Jorge Cadima: Califado imperial

O que se passa no Iraque começa a ganhar contornos mais claros. Nos últimos dias assistiu-se a uma muito propagandeada “declaração de um Estado islâmico” que abrangeria partes do Iraque e Síria. Longe de ser recebida com as declarações em “modo guerra” das potências imperialistas, os seus órgãos de propaganda quase parecem elogiar a iniciativa.

Por Jorge Cadima, no jornal “Avante!”

Um jornalista da BBC (30 de junho) escreveu: “o estabelecimento do califado é rico em significado religioso, cultural e histórico. Gerações de radicais sunitas sonharam com o momento em que, nas palavras do porta-voz do ISIS [Estado Islâmico do Iraque e Síria] Abu Mohammad al-Adnani, os Muçulmanos 'se libertem da poeira da humilhação e da desgraça' e um novo califado surja do caos, confusão e desespero do moderno Oriente Médio. […] a imagem do esboroar das velhas fronteiras do tempo colonial é uma poderosa afirmação, destinada a atrair novos recrutas para esta jihad fulgurante”.

Ao mesmo tempo, Israel surge a promover a criação de um Estado curdo. O criminoso primeiro-ministro Netanyahu diz que “devemos apoiar a aspiração curda à independência” e que os curdos são “uma nação de combatentes que provaram o seu comprometimento político e merecem a independência” (Guardian, 29 de junho).

Fossem estas palavras sinceras, e há muito que o martirizado povo palestino teria o Estado a que tem direito. Mas a intenção de Netanyahu é outra: “Israel terá de manter uma presença militar em toda a Margem Ocidental durante o futuro previsível”. O que importa é criar “uma aliança mais vasta com forças moderadas na região”, incluindo a Jordânia e os curdos. Tudo isto bem lubrificado, claro: segundo a Reuters (30 de junho), “os primeiros carregamentos de petróleo curdo foram comprados na semana passada por Israel”, à revelia do Estado iraquiano, país onde esse petróleo foi extraído. A fazer fé no Financial Times (27.de junho), mesmo a Turquia estaria “pronta a aceitar um Estado curdo, numa viragem histórica”. Cita o dirigente da maior petrolífera turca a dizer que “está sob intensa pressão, quer de Ancara, quer do [Curdistão Iraquiano] para comprar petróleo curdo, mas não o pode fazer sem pôr em perigo as compras que faz a Bagdá”. A recente ocupação curda de Kirkuk põe o oleoduto Kirkuk-Ceyhan fora do alcance do governo iraquiano.

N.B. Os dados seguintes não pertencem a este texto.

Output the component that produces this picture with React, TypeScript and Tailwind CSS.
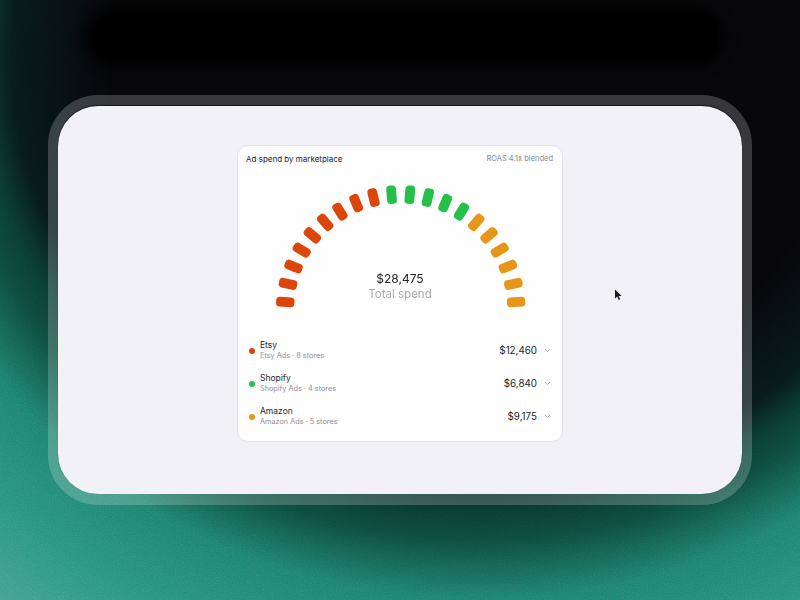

O “caos do Oriente Médio” não é obra do acaso. Tem pais, padrinhos e promotores ativos. E olhando para o mapa que o coronel norte-americano Peters publicou há oito anos na revista das Forças Armadas dos EUA (Armed Forces Journal, Junho 2006) parece que o “novo Oriente Oriente” tem guião. O Iraque está a ser desmembrado. Convém não esquecer que os curdos habitam noutros dois países (Síria e Irã) que estão na lista dos alvos dos EUA. Não é o direito dos curdos à autodeterminação que faz mover o imperialismo. A balcanização é uma velha técnica de dominação imperial. A fragmentação do Oriente Médio visa todos os estados que, nas últimas décadas, foram barreira à dominação das grandes potências imperialistas e de Israel. E abre caminho para o Irã.

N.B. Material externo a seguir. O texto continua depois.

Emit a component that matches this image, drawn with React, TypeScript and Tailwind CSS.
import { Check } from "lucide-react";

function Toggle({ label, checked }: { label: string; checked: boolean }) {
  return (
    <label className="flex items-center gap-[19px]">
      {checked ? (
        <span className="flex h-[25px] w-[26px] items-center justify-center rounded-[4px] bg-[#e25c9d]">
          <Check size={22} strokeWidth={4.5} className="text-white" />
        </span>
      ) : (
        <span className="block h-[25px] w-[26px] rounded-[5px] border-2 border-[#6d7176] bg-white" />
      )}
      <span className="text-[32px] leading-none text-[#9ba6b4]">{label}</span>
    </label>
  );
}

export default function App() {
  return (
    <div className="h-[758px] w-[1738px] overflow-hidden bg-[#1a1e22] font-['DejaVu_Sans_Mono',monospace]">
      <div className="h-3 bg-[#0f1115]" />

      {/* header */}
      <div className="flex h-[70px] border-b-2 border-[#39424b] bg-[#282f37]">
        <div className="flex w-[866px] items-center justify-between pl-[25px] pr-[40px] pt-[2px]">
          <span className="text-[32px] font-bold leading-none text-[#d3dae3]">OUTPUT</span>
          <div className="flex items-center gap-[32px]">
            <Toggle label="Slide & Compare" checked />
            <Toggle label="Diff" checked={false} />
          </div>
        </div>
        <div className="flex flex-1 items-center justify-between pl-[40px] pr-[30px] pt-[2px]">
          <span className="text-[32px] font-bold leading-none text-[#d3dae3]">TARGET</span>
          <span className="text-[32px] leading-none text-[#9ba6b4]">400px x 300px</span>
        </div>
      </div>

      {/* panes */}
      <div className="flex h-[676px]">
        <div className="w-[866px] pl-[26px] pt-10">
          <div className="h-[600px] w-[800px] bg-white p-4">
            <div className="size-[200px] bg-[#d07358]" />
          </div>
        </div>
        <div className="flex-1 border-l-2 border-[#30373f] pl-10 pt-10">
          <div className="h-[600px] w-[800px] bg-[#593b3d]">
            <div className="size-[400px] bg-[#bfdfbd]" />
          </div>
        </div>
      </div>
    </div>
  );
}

A utilização de misteriosos bandos de mercenários criminosos é uma velha arma do arsenal do imperialismo. Eloquente, o trabalhista Robin Cook, ex-ministro dos Negócios Estrangeiros inglês (que se demitiu de ministro para os assuntos parlamentares em protesto contra a invasão do Iraque) escreveu em 2005 (Guardian, 8/7.2005): “Al-Qaida, que literalmente significa 'a base de dados', foi na sua origem o arquivo de computador com milhares de mudjahedines que foram recrutados e treinados com o auxílio da CIA para derrotar os russos [no Afeganistão]”. Menos de um mês depois de escrever estas palavras, Cook morreu. Ao que parece, de enfarte. Mas a jihad imperialista continua.